Friday, March 29, 2024

Chronic Absenteeism in Law Schools?

Today, the NY Times published an article about chronic absenteeism in public schools post pandemic entitled, “Why School Absences Have ‘Exploded’ Almost Everywhere.” You can read the article here. Apparently, 26 percent of public-school students were considered “chronically absent” in 2023. I have been dealing with attendance issues in law schools during and after the pandemic, and this fact still surprised me. I imagine chronic absenteeism is even worse at the undergraduate level, where many large courses don’t take attendance at all.

Here at the University of Idaho, we recently adopted a new, stricter attendance policy in hopes of curbing absences and emphasizing the importance of in-class learning. What interests me is the tension I am observing between students missing classes and their strong preference for in-person learning. It seems we can all agree that learning together in the classroom is important, and that in-person classes are generally preferable to any remote option. And yet, attendance is still an issue in this post-pandemic world. What gives?

The article mentioned above explores factors leading to chronic school absences.

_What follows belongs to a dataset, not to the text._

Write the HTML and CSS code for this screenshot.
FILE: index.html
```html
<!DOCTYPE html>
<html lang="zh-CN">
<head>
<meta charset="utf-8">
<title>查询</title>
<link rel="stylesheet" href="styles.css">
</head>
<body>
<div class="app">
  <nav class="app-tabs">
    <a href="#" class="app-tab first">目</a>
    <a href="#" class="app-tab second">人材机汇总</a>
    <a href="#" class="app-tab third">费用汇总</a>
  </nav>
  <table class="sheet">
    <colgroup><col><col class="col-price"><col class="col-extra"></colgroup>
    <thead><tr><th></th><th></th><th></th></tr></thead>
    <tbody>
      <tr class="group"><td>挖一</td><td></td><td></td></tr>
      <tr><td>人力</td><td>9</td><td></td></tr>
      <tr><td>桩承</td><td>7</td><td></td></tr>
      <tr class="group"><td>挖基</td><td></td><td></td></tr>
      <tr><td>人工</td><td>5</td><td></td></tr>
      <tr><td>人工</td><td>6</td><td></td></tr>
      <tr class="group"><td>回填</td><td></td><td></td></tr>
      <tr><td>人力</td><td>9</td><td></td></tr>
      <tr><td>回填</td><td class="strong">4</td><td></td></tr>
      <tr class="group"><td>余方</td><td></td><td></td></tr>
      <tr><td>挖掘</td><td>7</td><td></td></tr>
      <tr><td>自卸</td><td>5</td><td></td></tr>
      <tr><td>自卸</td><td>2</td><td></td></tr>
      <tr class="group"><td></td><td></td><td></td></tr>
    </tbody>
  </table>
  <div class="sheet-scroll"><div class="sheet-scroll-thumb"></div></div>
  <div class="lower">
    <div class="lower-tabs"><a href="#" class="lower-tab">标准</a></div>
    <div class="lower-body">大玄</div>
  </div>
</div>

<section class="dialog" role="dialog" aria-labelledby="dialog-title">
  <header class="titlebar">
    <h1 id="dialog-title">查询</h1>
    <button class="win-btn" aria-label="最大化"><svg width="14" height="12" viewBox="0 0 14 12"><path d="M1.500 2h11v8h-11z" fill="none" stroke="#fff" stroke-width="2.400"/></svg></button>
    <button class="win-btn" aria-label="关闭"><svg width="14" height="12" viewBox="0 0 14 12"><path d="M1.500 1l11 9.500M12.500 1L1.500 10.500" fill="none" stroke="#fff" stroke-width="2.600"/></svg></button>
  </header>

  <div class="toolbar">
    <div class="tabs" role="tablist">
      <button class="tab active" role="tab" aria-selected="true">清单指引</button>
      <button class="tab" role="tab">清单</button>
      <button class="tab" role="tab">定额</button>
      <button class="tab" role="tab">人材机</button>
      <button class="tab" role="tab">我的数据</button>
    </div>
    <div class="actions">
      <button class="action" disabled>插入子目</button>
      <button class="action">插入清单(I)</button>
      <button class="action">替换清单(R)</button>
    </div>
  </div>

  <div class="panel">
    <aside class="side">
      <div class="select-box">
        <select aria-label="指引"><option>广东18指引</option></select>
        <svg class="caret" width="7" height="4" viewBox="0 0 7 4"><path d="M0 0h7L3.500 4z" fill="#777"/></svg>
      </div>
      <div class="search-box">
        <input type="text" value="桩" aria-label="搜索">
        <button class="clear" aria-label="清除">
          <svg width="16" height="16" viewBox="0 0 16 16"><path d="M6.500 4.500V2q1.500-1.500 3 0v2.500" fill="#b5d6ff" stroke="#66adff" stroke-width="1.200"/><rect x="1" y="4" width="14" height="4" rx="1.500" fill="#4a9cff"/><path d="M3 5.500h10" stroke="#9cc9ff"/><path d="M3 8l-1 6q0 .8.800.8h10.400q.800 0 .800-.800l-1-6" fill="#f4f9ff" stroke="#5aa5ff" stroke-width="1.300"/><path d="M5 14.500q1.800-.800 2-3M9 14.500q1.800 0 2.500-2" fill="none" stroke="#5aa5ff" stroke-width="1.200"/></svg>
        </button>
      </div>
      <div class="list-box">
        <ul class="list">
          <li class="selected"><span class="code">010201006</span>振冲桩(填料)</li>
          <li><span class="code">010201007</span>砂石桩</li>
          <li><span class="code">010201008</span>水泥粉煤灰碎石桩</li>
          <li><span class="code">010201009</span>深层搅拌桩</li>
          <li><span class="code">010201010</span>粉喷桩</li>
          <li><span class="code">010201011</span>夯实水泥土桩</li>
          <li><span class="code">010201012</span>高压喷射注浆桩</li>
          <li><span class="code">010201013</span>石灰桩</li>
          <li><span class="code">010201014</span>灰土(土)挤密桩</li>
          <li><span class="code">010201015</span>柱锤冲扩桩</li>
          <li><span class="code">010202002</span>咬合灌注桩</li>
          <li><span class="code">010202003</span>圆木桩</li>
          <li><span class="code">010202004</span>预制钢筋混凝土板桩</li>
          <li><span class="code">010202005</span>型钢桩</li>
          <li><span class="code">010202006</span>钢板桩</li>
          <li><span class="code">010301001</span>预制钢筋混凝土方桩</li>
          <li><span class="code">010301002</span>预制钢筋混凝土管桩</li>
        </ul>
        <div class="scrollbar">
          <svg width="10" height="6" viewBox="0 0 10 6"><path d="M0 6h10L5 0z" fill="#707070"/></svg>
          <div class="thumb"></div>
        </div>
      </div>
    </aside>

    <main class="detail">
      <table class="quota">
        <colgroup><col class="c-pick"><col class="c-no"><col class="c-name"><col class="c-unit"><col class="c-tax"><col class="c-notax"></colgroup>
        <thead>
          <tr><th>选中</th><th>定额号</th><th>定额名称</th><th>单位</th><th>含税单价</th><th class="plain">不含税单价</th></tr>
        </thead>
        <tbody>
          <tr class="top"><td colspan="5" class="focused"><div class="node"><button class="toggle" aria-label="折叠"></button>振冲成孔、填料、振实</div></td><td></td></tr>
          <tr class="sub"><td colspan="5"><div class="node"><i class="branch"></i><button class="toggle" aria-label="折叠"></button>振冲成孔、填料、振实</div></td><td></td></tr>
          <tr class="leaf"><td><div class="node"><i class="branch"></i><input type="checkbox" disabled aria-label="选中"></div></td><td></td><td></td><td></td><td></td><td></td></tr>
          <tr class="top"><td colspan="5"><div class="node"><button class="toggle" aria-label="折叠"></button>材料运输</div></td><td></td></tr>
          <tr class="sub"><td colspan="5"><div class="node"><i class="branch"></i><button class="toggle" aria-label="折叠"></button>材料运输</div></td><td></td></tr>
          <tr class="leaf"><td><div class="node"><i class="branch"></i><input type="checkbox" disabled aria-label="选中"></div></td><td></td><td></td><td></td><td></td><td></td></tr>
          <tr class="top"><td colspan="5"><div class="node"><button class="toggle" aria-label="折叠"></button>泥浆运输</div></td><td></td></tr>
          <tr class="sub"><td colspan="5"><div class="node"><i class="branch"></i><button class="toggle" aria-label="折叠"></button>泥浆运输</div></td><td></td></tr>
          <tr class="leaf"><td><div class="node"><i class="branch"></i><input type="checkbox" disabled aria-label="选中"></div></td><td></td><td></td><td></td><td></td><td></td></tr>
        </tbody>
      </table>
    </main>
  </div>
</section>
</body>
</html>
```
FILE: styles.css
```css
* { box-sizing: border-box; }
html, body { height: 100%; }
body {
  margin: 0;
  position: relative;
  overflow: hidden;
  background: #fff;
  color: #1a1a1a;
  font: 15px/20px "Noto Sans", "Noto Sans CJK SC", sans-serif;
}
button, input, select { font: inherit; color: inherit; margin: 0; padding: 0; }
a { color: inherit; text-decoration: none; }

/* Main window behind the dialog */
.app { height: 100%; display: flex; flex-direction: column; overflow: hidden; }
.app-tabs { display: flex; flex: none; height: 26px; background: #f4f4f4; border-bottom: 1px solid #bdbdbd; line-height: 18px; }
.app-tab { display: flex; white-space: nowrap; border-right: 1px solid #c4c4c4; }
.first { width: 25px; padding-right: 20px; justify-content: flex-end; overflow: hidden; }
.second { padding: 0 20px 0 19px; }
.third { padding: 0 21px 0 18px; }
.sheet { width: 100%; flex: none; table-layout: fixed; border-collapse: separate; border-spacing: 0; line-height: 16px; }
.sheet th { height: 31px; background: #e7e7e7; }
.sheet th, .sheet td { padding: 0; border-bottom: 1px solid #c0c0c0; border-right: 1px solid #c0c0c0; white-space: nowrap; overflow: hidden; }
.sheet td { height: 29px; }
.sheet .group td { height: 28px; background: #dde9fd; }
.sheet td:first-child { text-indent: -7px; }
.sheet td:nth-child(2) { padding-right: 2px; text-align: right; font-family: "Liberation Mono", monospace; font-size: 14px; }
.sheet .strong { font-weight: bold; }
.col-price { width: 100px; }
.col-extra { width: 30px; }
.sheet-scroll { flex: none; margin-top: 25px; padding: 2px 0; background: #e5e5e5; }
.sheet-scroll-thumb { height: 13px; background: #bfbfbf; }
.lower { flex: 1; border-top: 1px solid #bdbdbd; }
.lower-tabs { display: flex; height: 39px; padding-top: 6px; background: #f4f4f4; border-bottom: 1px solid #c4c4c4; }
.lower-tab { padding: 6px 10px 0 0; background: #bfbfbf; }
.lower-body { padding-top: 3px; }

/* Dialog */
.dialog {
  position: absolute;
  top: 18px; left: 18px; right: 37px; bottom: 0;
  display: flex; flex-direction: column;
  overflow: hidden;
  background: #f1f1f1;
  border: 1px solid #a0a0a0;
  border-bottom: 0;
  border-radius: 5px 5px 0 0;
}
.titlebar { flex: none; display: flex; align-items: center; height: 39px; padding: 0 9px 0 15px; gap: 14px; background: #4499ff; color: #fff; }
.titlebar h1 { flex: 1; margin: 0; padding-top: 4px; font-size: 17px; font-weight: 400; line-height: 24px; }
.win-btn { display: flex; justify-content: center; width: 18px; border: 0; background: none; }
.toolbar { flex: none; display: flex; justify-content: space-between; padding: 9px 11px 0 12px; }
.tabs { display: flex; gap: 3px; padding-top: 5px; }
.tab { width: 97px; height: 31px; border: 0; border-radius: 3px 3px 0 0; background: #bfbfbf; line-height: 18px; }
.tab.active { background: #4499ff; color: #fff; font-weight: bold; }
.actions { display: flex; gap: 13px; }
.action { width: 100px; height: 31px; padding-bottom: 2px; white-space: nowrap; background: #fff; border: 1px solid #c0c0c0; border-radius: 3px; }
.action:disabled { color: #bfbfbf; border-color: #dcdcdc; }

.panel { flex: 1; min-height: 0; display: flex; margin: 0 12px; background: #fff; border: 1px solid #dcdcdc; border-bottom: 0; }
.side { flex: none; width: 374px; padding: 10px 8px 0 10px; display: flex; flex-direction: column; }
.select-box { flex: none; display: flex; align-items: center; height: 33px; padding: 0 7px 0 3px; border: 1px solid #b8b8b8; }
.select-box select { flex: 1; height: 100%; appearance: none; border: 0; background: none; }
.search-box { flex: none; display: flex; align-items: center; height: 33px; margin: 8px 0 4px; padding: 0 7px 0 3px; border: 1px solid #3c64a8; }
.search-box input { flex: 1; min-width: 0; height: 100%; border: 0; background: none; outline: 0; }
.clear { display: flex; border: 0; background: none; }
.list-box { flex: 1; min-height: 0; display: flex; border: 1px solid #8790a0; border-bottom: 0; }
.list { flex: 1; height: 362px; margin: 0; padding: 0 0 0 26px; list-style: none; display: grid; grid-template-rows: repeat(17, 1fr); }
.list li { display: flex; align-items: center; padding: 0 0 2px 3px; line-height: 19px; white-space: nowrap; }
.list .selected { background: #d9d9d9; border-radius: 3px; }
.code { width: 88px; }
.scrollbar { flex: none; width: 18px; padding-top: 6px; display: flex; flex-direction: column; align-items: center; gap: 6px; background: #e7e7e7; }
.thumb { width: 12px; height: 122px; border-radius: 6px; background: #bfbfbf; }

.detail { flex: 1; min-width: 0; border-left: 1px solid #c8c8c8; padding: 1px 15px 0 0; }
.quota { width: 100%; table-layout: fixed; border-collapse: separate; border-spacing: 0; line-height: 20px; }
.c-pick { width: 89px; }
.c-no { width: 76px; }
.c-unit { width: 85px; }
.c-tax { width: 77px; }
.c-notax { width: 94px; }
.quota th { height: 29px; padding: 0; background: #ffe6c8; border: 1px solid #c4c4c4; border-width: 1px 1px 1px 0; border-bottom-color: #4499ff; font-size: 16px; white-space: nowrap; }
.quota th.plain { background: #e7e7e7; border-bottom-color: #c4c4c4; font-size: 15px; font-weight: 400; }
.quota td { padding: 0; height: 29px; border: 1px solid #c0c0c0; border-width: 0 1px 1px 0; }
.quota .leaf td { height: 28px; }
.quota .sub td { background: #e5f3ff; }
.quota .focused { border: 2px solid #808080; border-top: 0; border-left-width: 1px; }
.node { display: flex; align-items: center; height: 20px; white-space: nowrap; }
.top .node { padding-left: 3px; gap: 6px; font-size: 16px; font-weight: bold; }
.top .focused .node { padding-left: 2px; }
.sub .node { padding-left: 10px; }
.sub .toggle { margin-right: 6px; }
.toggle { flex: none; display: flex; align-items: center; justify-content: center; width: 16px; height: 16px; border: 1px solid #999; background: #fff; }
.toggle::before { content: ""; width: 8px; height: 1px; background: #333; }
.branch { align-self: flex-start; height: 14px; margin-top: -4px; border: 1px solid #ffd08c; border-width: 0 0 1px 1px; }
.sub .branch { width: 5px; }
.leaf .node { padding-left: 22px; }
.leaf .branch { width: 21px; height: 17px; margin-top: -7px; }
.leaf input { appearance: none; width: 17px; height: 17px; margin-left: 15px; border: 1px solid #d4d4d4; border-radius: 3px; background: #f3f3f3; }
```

Things like valuing flexibility, the availability of online makeup work, and people actually staying home when sick are likely at play. A rise in mental health issues (specifically anxiety and depression related issues) might also be creating greater barriers to attendance than in prior years.

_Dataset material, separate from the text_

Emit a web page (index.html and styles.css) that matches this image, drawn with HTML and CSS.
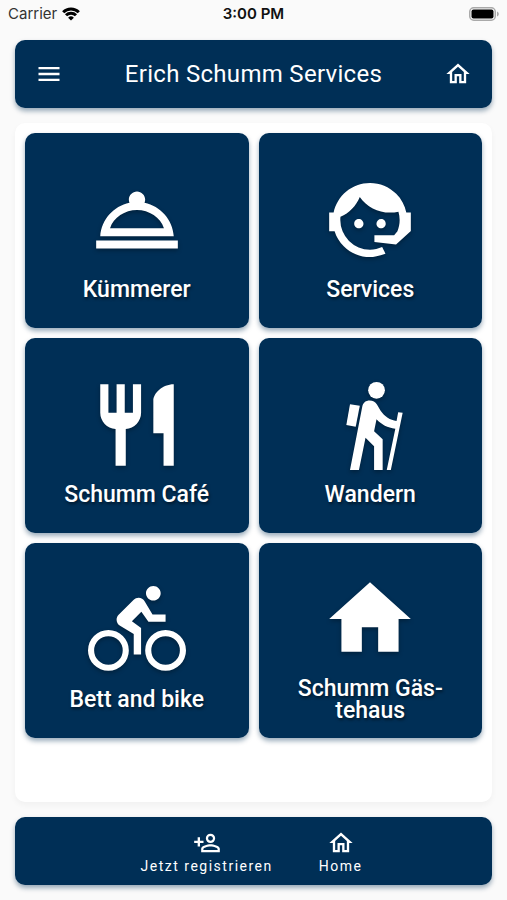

I believe many law schools are trying to reinstate normal law school learning – that is the normal rigor of pre-pandemic legal education. But what is normal? I am presently recovering from the flu. I’m no longer contagious and back at work, but I’m still not totally healthy two weeks after falling ill. Where is line between accepting viruses are different these days – that sick-days might mean something different than they did in 2019, and encouraging and enforcing good attendance?

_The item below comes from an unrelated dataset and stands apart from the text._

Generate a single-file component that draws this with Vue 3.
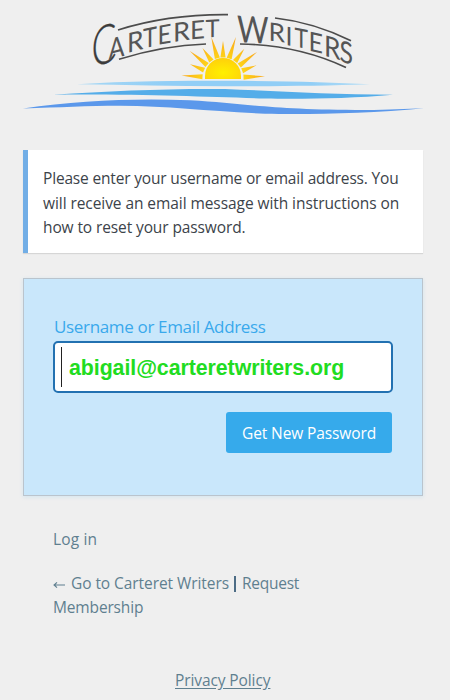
<script setup>
import { ref } from 'vue'

const email = ref('abigail@carteretwriters.org')

// Each wordmark letter: left edge, baseline, drawn width, font size, slope
const letters = [
  { c: 'C', x: 91.5, y: 68.5, w: 25, s: 54, k: -20, thin: true },
  { c: 'A', x: 108.5, y: 60, w: 16, s: 29, k: -15 },
  { c: 'R', x: 127, y: 53, w: 16.5, s: 27, k: -14 },
  { c: 'T', x: 143, y: 48.5, w: 14, s: 27, k: -12 },
  { c: 'E', x: 157.5, y: 45, w: 14, s: 26.5, k: -10 },
  { c: 'R', x: 173, y: 42, w: 17, s: 26, k: -8 },
  { c: 'E', x: 190, y: 39.5, w: 15, s: 25.5, k: -5 },
  { c: 'T', x: 205.5, y: 37.5, w: 14, s: 24.5, k: -3 },
  { c: 'W', x: 237, y: 42, w: 31.5, s: 37, k: 3 },
  { c: 'R', x: 268.5, y: 40.5, w: 16.5, s: 25.5, k: 7 },
  { c: 'I', x: 285.5, y: 45, w: 7, s: 26, k: 9 },
  { c: 'T', x: 294.5, y: 46.5, w: 13.5, s: 26.5, k: 11 },
  { c: 'E', x: 308.5, y: 50.5, w: 14.5, s: 27, k: 13 },
  { c: 'R', x: 324, y: 55.5, w: 16.5, s: 29, k: 16 },
  { c: 'S', x: 339.5, y: 61, w: 13.5, s: 30, k: 18 },
]

const tips = [
  [181.5, 75.5], [190, 64.3], [189.8, 51], [202.5, 48], [211.3, 37],
  [223, 41], [235.9, 37], [244.3, 48.7], [257, 52], [256.5, 65.3], [265, 76.3],
]
const rays = tips.map(([x, y]) => {
  const dx = x - 223
  const dy = y - 78
  const d = Math.hypot(dx, dy)
  const bx = 223 + (dx / d) * 20.5
  const by = 78 + (dy / d) * 20.5
  const ox = (-dy / d) * 2.6
  const oy = (dx / d) * 2.6
  return `${x},${y} ${bx + ox},${by + oy} ${bx - ox},${by - oy}`
})
</script>

<template>
  <main class="page">
    <svg class="logo" viewBox="0 0 450 125" role="img" aria-label="Carteret Writers">
      <defs>
        <radialGradient id="sun" cx="50%" cy="70%" r="65%">
          <stop offset="0" stop-color="#fff000" />
          <stop offset="1" stop-color="#ffd20a" />
        </radialGradient>
        <radialGradient id="ray" gradientUnits="userSpaceOnUse" cx="223" cy="79" r="43">
          <stop offset="0.4" stop-color="#ffdc16" />
          <stop offset="1" stop-color="#faa61c" />
        </radialGradient>
        <linearGradient id="w1" x2="1"><stop offset="0" stop-color="#a8d8f4" /><stop offset=".3" stop-color="#91cef6" /><stop offset=".8" stop-color="#91cef6" /><stop offset="1" stop-color="#b9dff5" /></linearGradient>
      </defs>
      <g class="arc">
        <path d="M118 30 C153 19 187 14.3 228 14.7" />
        <path d="M119 59.3 C147 50.5 175 45 206 44" />
        <path d="M275 18 C302 21 327 29 351 40.7" />
        <path d="M240 44 C279 44.5 313 52 346 67.5" />
      </g>
      <g class="word">
        <text
          v-for="(l, i) in letters"
          :key="i"
          :class="{ thin: l.thin }"
          :font-size="l.s"
          :textLength="l.w"
          lengthAdjust="spacingAndGlyphs"
          :transform="`translate(${l.x} ${l.y}) skewY(${l.k})`"
        >{{ l.c }}</text>
      </g>
      <polygon v-for="r in rays" :key="r" :points="r" fill="url(#ray)" />
      <path d="M205 79 V76 A18 18 0 0 1 241 76 V79Z" fill="url(#sun)" />
      <path d="M77 84.3 C125 81 180 80.8 230 80.8 C285 80.8 335 82.5 370 84.2 C325 85.8 275 86.2 225 86.2 C175 86.2 125 85 77 84.3Z" fill="url(#w1)" />
      <path d="M53 94.7 C110 91 165 88.5 225 89 C277 91 330 94.5 393 94.7 C350 98.5 301 99.2 265 98.5 C205 97 145 94 53 94.7Z" fill="#54ade9" />
      <path d="M23 108.4 C78 101 130 98 190 100.3 C245 103.3 270 110 365 110 C390 109.7 405 109 424 108.2 C370 113.5 310 114.5 265 113.7 C210 111.5 170 106 120 105.8 C87 105.8 60 107.5 23 108.4Z" fill="#5b98eb" />
    </svg>

    <section class="notice">
      <span class="l1">Please enter your username or email address. You</span>
      <span class="l2">will receive an email message with instructions on</span>
      <span class="l3">how to reset your password.</span>
    </section>

    <form class="form" @submit.prevent>
      <label for="user">Username or Email Address</label>
      <div class="field">
        <span class="caret"></span>
        <input id="user" v-model="email" type="text" autocomplete="off" spellcheck="false" />
      </div>
      <button type="submit"><span>Get New Password</span></button>
    </form>

    <nav class="links">
      <a class="login">Log in</a>
      <p><svg class="arrow" viewBox="0 0 12 8"><path d="M12 4 H1 M4 1.3 L1 4 L4 6.7" /></svg><a class="back">Go to Carteret Writers</a><b></b><a class="request">Request</a></p>
      <a class="member">Membership</a>
    </nav>
    <footer><a>Privacy Policy</a></footer>
  </main>
</template>

<style>
body { background: #efefef; }
</style>

<style scoped>
.page {
  box-sizing: border-box;
  width: 450px;
  height: 700px;
  overflow: hidden;
  background: #efefef;
  color: #3c434a;
  font: 15.5px/24.5px "Open Sans", "Noto Sans", sans-serif;
}
.logo { display: block; width: 450px; height: 125px; }
.word { font-family: Lato, sans-serif; font-weight: 400; fill: #555; }
.word .thin { font-weight: 300; fill: #3c3c3c; stroke: #3c3c3c; stroke-width: .3; }
.arc { fill: none; stroke: #4c4c4c; stroke-width: 1.7; }
.notice {
  box-sizing: border-box;
  display: flex;
  flex-direction: column;
  align-items: flex-start;
  width: 400px;
  height: 103px;
  margin: 25px 0 0 23px;
  padding: 16px 0 0 15px;
  border-left: 5px solid #72aee6;
  background: #fff;
  box-shadow: 0 1px 1px rgba(0, 0, 0, .1);
  white-space: nowrap;
}
.form {
  box-sizing: border-box;
  display: flex;
  flex-direction: column;
  width: 400px;
  height: 218px;
  margin: 25px 0 0 23px;
  padding: 35px 30px 0 29px;
  border: 1px solid #bac4cd;
  background: #c9e7fb;
  box-shadow: 0 1px 4px rgba(110, 190, 240, .22);
}
label {
  height: 27px;
  padding-left: 1px;
  color: #39a9ec;
  font-size: 17px;
  line-height: 26px;
  letter-spacing: -.34px;
  white-space: nowrap;
}
.field {
  box-sizing: border-box;
  display: flex;
  align-items: center;
  width: 340px;
  height: 52px;
  flex: none;
  padding-left: 6px;
  border: 2px solid #2271b1;
  border-radius: 5px;
  background: #fff;
}
.caret { width: 1px; height: 40px; background: #222; }
input {
  box-sizing: border-box;
  width: 300px;
  height: 40px;
  margin: 0 0 0 7px;
  padding: 2px 0 0;
  border: 0;
  outline: 0;
  background: transparent;
  color: #21dc21;
  font: bold 21.33px "Liberation Sans", Arial, sans-serif;
  letter-spacing: -.06px;
}
button {
  align-self: flex-end;
  width: 166px;
  height: 41px;
  margin: 19px 0 0;
  padding: 1px 0 0 16px;
  border: 0;
  border-radius: 3px;
  background: #36aaeb;
  color: #fff;
  font: 15.5px/40px "Open Sans", "Noto Sans", sans-serif;
  letter-spacing: -.11px;
  text-align: left;
  white-space: nowrap;
}
.links {
  display: flex;
  flex-direction: column;
  align-items: flex-start;
  height: 93px;
  margin: 31px 0 0 53px;
  color: #5f7f8f;
  line-height: 24px;
  white-space: nowrap;
}
.links p { display: flex; align-items: center; height: 24px; margin: 20px 0 0; }
.arrow { width: 12px; height: 8px; margin: 3px 6px 0 0; fill: none; stroke: #5f7f8f; stroke-width: 1.1; }
.back { width: 159px; letter-spacing: -.07px; }
.links b { width: 2px; height: 16px; margin: 2px 6px 0 4px; background: #4d6c85; }
footer { margin: 48px 0 0 175px; color: #5f7f8f; line-height: 24px; letter-spacing: -.1px; white-space: nowrap; }
footer a { text-decoration: underline; text-underline-offset: 2px; }
.l1 { letter-spacing: -.17px; }
.l2 { letter-spacing: -.07px; }
.l3 { letter-spacing: -.11px; }
.login { letter-spacing: .15px; }
.request { letter-spacing: -.25px; }
.member { letter-spacing: -.15px; }
</style>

As we prepare law students for careers built on deadlines, timestamps, and getting to court on time, how do we find the sweet spot of teaching professionalism while offering empathy? How do we navigate attendance policies with a new generation of law students who may be normalized to a culture of chronic absenteeism in both high school and college? I think it will start with more time teaching quality academic behaviors and learning how to unteach absenteeism.